▶ **Exercise description**
Count the lines that hold the string "React". Reply with the number alone.

▶ **Material provided**
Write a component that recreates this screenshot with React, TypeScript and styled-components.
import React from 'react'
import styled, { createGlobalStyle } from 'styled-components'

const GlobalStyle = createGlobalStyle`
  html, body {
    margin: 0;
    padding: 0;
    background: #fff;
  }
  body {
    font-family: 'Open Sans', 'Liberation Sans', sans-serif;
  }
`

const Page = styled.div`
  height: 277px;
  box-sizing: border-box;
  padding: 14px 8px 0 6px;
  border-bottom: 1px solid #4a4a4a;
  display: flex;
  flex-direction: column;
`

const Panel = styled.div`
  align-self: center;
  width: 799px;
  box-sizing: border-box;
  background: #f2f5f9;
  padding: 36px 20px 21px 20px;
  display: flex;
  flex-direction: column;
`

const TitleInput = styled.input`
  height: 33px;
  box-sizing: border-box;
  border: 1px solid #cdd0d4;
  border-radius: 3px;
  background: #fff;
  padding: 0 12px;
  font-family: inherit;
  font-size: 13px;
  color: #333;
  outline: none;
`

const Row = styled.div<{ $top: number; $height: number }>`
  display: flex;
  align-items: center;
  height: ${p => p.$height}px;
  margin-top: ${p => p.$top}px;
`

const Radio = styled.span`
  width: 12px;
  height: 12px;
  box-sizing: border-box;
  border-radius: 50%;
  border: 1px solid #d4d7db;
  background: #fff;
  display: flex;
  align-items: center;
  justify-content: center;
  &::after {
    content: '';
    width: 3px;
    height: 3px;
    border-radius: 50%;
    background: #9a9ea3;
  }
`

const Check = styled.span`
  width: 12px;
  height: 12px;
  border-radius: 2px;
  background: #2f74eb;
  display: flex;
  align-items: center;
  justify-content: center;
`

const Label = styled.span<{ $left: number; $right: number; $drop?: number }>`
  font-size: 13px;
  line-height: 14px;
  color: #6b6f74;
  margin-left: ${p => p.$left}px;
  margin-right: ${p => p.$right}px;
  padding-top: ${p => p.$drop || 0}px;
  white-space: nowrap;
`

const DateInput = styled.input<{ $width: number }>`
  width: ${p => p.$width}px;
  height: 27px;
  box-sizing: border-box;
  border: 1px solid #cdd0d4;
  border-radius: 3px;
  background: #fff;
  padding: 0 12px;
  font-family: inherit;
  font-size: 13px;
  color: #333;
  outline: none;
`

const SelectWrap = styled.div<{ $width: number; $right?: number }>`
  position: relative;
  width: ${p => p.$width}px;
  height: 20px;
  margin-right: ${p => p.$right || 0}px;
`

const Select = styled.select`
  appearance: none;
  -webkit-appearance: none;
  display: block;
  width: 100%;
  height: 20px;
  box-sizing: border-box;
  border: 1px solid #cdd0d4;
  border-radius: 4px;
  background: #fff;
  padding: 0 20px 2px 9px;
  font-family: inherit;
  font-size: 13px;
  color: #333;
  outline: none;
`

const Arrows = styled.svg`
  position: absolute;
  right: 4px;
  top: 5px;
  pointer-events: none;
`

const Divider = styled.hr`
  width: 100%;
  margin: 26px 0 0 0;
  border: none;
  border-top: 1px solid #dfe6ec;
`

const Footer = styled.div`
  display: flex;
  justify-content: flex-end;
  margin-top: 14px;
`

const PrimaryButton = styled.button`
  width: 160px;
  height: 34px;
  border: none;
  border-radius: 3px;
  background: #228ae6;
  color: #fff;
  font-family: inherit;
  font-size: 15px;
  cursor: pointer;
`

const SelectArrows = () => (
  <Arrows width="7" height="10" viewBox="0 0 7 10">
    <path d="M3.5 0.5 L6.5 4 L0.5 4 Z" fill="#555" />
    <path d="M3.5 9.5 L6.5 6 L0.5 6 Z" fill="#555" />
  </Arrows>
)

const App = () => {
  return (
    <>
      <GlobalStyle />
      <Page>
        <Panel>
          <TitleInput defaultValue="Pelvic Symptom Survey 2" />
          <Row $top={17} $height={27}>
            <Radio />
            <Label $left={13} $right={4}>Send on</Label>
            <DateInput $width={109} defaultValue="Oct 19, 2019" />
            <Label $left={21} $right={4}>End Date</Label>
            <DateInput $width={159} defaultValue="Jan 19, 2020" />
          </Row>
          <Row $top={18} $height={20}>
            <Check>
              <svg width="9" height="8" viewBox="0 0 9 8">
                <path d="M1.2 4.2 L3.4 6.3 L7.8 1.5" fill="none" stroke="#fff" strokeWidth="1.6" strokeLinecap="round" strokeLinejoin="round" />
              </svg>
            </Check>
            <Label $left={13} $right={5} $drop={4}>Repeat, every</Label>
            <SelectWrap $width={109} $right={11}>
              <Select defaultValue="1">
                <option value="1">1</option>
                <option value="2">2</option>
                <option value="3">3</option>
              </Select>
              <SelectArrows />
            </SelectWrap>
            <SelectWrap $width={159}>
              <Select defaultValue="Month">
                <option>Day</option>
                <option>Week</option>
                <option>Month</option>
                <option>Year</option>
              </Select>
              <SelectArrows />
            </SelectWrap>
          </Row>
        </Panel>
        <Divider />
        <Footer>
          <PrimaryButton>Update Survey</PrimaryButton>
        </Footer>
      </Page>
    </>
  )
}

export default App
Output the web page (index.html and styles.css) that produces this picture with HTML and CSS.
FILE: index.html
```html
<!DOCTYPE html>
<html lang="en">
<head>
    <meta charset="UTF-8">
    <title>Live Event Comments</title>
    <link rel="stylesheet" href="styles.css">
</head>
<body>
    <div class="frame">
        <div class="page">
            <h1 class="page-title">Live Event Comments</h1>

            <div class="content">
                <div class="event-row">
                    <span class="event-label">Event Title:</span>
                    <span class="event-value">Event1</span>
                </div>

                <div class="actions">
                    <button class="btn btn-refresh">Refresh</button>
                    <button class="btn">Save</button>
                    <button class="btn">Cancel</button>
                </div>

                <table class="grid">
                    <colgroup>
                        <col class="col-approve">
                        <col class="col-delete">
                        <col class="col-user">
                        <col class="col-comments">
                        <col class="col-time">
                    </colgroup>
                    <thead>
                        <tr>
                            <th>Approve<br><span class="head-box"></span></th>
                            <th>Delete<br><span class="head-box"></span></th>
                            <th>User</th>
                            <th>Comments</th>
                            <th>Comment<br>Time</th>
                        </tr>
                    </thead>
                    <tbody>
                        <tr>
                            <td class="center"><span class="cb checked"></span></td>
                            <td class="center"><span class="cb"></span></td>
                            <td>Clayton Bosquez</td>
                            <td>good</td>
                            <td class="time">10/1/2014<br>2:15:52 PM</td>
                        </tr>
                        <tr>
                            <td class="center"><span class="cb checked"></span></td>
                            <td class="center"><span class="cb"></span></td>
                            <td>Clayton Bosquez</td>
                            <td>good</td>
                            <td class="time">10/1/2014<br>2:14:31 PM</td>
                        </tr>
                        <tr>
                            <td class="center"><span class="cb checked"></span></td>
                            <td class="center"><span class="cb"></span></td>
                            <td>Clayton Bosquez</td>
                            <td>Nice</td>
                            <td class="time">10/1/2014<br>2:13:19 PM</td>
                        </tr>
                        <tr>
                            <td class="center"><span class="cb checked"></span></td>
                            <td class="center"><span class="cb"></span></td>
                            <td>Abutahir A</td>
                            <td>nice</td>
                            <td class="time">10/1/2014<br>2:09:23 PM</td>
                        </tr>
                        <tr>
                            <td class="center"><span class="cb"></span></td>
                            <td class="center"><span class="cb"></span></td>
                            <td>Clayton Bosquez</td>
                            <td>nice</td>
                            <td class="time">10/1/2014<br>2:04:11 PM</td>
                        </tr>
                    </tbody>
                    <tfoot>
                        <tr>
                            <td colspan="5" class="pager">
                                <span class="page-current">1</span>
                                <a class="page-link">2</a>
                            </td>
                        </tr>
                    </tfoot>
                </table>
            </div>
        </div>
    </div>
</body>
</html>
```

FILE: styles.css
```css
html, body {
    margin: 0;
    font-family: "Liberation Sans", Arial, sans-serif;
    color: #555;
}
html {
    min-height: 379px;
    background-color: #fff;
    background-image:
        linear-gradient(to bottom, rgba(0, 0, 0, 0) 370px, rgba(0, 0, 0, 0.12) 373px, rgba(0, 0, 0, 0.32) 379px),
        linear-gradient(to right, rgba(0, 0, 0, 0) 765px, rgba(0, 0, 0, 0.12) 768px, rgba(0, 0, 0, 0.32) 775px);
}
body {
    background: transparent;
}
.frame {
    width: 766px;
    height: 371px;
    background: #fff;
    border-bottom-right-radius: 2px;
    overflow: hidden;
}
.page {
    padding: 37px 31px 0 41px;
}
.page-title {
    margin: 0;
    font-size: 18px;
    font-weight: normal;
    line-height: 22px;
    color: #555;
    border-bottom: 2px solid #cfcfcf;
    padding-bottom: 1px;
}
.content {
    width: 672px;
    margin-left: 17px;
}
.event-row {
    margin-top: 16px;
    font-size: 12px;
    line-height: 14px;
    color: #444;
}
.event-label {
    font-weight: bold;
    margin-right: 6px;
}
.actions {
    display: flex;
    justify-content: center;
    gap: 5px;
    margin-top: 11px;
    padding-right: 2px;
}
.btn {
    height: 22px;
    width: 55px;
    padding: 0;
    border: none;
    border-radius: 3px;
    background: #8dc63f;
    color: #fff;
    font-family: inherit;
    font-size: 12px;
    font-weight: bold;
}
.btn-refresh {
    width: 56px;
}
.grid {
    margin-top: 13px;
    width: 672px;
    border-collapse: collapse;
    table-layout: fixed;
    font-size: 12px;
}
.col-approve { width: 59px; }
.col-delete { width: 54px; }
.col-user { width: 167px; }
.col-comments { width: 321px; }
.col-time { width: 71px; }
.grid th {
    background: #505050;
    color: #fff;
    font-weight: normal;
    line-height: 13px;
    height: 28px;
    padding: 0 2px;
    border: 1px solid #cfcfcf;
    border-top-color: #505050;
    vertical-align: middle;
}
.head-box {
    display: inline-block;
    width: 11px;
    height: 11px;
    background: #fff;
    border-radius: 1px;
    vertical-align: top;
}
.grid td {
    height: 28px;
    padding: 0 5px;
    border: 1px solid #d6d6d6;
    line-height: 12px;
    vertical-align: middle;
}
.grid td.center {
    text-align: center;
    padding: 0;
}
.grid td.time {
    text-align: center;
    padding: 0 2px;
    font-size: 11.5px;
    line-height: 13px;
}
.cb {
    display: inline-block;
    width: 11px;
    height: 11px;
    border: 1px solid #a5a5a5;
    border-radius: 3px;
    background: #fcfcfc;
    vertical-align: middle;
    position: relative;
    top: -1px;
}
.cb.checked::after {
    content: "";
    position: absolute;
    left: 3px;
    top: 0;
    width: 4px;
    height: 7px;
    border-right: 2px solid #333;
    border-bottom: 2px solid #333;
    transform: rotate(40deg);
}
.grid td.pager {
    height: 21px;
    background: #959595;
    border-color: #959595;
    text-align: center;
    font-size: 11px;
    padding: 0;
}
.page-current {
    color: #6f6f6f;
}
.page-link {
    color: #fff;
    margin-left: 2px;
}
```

▶ **Exercise solution**
2